When the LORD your God brings you into the land that you are about to enter and occupy, and He clears away many nations before you, then you must utterly destroy them. Make no covenant with them and show them no mercy. You shall not intermarry with them.
This is difficult language about boundaries. The Israelites can't intermarry, can't covenant with the surrounding nations, must destroy their altars.
I'm reading this as a pastor in a increasingly pluralistic society. We're told constantly that boundaries are bad, that separation is arrogance, that we should embrace everyone. But Moses is drawing hard lines.

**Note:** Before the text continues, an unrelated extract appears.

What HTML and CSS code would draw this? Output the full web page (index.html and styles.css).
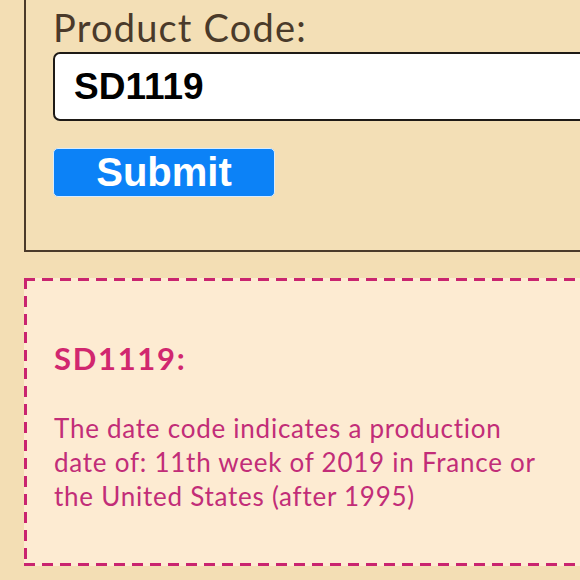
FILE: index.html
```html
<!DOCTYPE html>
<html>

<head>
  <meta charset="UTF-8">
  <meta name="viewport" content="width=device-width, initial-scale=1.0">
  <title>Date Code Lookup</title>
  <link rel="stylesheet" href="styles.css">
</head>

<body>

  <div class="page">
    <form class="lookup" onsubmit="return false;">
      <label class="label" for="code">Product Code:</label>
      <input class="code-input" id="code" type="text" value="SD1119">
      <button class="button" type="submit">Submit</button>
    </form>

    <div class="result">
      <h2 class="result-title">SD1119:</h2>
      <p class="result-text">The date code indicates a production date of: 11th week of 2019 in France or the United States (after 1995)</p>
    </div>
  </div>

</body>

</html>
```

FILE: styles.css
```css
html,
body {
  margin: 0;
  height: 100%;
  overflow: hidden;
}

body {
  background-color: #f3deb4;
  font-family: Lato, "Open Sans", sans-serif;
}

.page {
  padding-left: 24px;
}

.lookup {
  display: flex;
  flex-direction: column;
  align-items: flex-start;
  margin-top: -36px;
  margin-right: -120px;
  padding: 40px 0 53px 27px;
  border: 2px solid #4a3a2a;
  background-color: #f3dfb6;
}

.label {
  font-size: 38px;
  line-height: 50px;
  margin-top: -4px;
  letter-spacing: 1.2px;
  color: #4a3a2a;
}

.code-input {
  box-sizing: border-box;
  width: 640px;
  height: 69px;
  margin: 0;
  padding: 0 19px;
  border: 2px solid #1e1a16;
  border-radius: 7px;
  background-color: #fff;
  font-family: "Liberation Sans", Arial, sans-serif;
  font-weight: bold;
  font-size: 37px;
  color: #000;
}

.button {
  box-sizing: border-box;
  width: 222px;
  height: 49px;
  margin-top: 27px;
  padding: 0;
  border: 1px solid #d8ecff;
  border-radius: 5px;
  background-color: #0c82f7;
  font-family: "Liberation Sans", Arial, sans-serif;
  font-weight: bold;
  font-size: 40px;
  line-height: 45px;
  color: #fff;
}

/* dashed frame drawn with gradients to get the longer dashes */
.result {
  margin-top: 26px;
  margin-right: -120px;
  height: 288px;
  box-sizing: border-box;
  padding: 61px 0 0 30px;
  background:
    linear-gradient(90deg, #c9246f 11px, transparent 0) top left / 18px 3px repeat-x,
    linear-gradient(90deg, #c9246f 11px, transparent 0) bottom left / 18px 3px repeat-x,
    linear-gradient(180deg, #c9246f 11px, transparent 0) top left / 3px 18px repeat-y,
    linear-gradient(180deg, #c9246f 11px, transparent 0) top right / 3px 18px repeat-y,
    #fdebd2;
}

.result-title {
  margin: 0;
  font-size: 31px;
  font-weight: bold;
  letter-spacing: 1.7px;
  color: #d1276f;
}

.result-text {
  width: 490px;
  margin: 34px 0 0;
  font-size: 26px;
  line-height: 34px;
  letter-spacing: 0.75px;
  color: #c22d78;
}
```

What I think is true is this: some differences matter religiously. If you're marrying someone who doesn't share your faith, you're not just choosing a person. You're choosing a fundamental divide about how life is organized, what matters, what God you serve.
I've watched interfaith marriages where the religious divide becomes a constant point of tension. And I've watched them where people just avoid the topic. But you can't avoid it. Your core commitments affect everything.
Moses isn't being xenophobic about this. He's being clear about what boundaries protect. If Israel marries into surrounding nations, they'll gradually abandon their faith. The pressure of the surrounding culture is enormous. You need to choose your people, your community, your boundaries deliberately.
I'm not saying never befriend people of different faiths. But I am saying: your core community should be your faith community. Your closest relationships should be with people who share your ultimate commitments. That's not arrogance. That's wisdom about how to stay faithful.